#### Problem requirements:
Pick out each line of the records in which the word "this" appears.

#### Available data:
_ _ _ _ _

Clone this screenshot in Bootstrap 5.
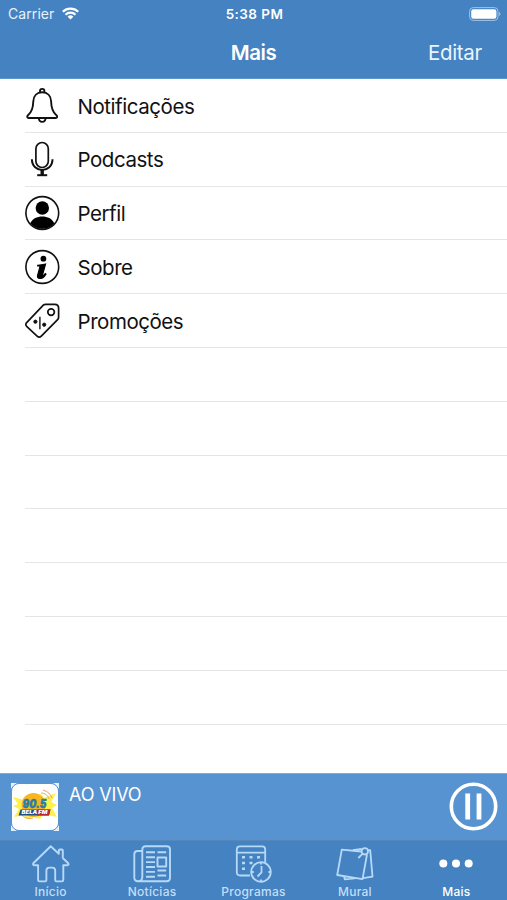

_ _ _ _ _

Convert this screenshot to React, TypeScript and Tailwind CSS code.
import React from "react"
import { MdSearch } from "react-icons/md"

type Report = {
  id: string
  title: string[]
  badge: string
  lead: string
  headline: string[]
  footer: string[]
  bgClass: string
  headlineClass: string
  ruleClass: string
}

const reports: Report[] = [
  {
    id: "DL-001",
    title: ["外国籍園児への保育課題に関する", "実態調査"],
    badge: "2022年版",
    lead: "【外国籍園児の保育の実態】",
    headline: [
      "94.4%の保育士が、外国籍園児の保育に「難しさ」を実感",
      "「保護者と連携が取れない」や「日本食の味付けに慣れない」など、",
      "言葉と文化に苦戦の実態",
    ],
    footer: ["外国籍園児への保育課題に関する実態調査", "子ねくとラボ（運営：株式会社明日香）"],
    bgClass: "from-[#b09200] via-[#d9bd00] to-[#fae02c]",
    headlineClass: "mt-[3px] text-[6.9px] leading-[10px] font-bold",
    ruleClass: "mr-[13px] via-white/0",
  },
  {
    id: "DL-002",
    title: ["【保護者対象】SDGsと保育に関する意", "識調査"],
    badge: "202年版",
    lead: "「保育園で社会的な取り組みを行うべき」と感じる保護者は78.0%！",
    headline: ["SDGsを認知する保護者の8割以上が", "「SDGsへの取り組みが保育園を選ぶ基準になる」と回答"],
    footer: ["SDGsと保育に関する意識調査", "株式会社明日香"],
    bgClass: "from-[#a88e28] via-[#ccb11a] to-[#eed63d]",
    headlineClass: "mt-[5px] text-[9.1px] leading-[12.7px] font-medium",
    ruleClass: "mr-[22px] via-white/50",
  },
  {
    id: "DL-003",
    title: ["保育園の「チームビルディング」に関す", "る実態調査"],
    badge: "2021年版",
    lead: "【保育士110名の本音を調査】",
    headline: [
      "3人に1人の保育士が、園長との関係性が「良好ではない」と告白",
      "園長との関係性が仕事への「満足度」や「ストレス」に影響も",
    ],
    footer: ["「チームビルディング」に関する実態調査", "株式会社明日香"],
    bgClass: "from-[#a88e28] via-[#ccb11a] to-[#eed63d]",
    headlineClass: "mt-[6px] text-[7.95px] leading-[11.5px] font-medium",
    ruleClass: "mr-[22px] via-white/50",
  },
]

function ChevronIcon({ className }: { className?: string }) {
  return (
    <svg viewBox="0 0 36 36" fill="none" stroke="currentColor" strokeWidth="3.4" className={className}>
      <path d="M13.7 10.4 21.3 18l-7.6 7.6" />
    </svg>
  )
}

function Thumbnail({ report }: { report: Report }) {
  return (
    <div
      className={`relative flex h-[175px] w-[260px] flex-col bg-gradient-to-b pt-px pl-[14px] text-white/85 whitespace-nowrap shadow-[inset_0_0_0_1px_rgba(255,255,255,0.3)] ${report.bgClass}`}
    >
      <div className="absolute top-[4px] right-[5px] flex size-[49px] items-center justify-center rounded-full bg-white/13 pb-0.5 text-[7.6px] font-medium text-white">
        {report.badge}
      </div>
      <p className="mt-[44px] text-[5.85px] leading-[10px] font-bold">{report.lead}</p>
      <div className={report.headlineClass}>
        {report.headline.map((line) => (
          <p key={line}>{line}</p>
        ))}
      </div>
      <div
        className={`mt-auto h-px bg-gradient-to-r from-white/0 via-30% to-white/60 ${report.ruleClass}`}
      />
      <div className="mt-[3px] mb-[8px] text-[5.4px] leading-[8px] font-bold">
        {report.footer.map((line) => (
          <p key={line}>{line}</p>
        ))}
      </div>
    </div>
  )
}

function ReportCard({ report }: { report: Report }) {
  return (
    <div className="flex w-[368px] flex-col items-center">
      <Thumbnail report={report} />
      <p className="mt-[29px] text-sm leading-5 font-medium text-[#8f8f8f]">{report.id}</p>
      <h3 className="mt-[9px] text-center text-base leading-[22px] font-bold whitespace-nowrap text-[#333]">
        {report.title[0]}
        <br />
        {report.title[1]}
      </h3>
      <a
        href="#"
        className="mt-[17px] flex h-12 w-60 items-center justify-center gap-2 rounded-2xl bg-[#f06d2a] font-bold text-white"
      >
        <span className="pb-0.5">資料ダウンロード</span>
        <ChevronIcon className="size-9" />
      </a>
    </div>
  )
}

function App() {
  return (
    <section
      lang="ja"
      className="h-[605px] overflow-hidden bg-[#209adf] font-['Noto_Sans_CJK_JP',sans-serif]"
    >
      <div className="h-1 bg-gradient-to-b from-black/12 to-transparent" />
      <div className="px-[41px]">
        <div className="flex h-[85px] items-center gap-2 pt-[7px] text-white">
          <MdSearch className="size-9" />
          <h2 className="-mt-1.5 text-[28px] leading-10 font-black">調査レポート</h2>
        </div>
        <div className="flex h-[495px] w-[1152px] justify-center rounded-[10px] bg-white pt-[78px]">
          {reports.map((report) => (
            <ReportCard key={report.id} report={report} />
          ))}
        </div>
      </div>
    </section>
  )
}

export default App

_ _ _ _ _

#### In response:
Clone this screenshot in Bootstrap 5.
Convert this screenshot to React, TypeScript and Tailwind CSS code.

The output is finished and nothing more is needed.